* start *

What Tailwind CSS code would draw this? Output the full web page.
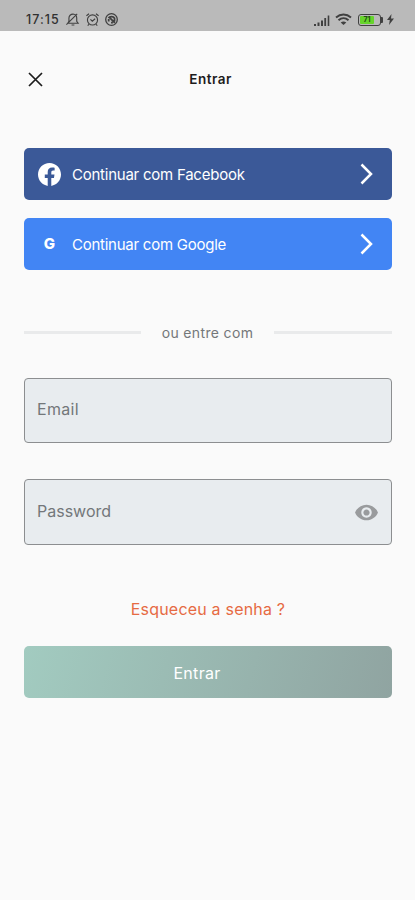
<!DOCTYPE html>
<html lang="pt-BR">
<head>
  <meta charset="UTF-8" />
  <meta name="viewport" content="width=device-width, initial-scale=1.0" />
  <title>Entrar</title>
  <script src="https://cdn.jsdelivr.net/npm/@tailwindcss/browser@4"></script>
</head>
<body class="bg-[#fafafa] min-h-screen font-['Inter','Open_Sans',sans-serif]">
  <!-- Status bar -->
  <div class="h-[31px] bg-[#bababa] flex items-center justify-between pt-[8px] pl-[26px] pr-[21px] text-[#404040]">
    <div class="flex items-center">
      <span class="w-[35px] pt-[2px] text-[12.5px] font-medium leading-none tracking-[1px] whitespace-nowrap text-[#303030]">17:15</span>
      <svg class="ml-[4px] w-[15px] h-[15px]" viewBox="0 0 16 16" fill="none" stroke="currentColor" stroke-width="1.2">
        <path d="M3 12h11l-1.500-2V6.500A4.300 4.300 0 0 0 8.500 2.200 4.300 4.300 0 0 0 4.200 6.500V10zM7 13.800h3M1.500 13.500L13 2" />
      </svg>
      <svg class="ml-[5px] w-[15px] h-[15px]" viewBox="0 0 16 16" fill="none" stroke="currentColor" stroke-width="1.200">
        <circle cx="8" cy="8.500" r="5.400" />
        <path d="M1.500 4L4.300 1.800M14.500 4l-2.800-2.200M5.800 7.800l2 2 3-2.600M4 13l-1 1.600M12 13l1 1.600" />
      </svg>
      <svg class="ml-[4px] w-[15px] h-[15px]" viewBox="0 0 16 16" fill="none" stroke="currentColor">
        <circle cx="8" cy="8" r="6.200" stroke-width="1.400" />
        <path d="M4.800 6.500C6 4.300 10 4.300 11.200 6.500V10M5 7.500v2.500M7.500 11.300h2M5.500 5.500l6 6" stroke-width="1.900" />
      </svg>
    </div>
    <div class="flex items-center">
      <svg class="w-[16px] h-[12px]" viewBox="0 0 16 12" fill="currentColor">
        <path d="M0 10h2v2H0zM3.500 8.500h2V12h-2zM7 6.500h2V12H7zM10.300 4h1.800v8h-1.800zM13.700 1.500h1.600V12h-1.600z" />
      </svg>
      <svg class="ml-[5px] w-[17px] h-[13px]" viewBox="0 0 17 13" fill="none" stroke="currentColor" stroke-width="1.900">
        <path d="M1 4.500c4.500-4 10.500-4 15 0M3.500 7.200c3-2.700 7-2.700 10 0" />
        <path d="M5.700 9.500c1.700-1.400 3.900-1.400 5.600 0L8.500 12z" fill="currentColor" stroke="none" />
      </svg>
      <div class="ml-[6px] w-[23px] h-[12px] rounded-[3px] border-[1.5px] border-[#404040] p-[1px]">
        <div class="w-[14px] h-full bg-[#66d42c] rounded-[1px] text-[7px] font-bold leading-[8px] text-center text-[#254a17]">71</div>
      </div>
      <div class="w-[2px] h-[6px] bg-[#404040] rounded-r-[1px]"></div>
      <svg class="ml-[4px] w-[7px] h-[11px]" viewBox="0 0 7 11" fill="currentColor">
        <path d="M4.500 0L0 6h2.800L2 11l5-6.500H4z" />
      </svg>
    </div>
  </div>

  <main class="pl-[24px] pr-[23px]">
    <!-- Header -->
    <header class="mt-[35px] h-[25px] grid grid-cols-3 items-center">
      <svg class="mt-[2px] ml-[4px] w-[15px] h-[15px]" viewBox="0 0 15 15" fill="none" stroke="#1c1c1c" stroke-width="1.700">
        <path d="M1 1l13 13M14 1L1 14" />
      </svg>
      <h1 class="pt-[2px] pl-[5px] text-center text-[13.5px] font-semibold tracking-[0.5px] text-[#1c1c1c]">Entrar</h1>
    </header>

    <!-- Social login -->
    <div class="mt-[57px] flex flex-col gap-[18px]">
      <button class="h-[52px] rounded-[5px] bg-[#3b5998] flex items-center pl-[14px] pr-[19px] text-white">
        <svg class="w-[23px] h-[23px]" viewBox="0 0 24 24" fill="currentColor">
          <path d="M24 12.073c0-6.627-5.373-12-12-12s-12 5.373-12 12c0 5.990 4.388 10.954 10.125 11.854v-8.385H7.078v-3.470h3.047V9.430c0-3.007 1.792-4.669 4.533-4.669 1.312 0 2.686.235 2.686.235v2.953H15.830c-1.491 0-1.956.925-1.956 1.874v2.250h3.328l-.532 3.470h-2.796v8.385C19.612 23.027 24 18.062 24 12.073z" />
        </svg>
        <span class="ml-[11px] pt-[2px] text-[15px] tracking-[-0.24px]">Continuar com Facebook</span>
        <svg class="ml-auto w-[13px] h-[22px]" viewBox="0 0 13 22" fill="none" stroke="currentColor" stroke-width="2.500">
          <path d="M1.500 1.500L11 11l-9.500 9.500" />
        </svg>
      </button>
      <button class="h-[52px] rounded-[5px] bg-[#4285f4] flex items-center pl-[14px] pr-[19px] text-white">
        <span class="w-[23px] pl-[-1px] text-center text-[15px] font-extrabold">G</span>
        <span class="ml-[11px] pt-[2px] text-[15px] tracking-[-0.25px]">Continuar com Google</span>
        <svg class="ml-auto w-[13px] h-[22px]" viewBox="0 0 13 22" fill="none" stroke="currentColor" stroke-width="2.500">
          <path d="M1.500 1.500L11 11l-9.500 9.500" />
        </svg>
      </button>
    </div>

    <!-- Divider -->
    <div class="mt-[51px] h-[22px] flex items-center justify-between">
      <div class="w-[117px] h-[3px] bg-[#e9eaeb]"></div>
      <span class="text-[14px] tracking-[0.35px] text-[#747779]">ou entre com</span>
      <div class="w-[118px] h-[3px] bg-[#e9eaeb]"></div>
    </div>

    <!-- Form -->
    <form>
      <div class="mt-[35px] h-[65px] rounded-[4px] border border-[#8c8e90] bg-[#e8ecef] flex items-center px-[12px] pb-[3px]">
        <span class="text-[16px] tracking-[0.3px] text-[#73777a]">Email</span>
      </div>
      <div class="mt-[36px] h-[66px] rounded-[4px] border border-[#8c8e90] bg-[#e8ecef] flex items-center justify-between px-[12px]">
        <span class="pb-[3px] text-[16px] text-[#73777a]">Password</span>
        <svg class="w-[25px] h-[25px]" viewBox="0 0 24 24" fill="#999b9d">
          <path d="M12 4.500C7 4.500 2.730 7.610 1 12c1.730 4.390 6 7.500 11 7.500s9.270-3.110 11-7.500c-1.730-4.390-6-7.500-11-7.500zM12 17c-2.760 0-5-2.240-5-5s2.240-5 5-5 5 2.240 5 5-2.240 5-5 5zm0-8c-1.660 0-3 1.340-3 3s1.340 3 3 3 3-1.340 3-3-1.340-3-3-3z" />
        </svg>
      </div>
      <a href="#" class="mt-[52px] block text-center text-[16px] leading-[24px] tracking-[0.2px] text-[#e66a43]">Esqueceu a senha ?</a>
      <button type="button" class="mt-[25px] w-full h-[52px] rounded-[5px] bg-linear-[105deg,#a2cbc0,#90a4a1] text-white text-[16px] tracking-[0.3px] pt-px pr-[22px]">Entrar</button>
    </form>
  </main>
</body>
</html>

* end *

PROBLEM TO WORK ON => From the data, list each line in which the string "full" appears.

WRITTEN ANSWER =>
What Tailwind CSS code would draw this? Output the full web page.
        <div class="w-[14px] h-full bg-[#66d42c] rounded-[1px] text-[7px] font-bold leading-[8px] text-center text-[#254a17]">71</div>
      <button type="button" class="mt-[25px] w-full h-[52px] rounded-[5px] bg-linear-[105deg,#a2cbc0,#90a4a1] text-white text-[16px] tracking-[0.3px] pt-px pr-[22px]">Entrar</button>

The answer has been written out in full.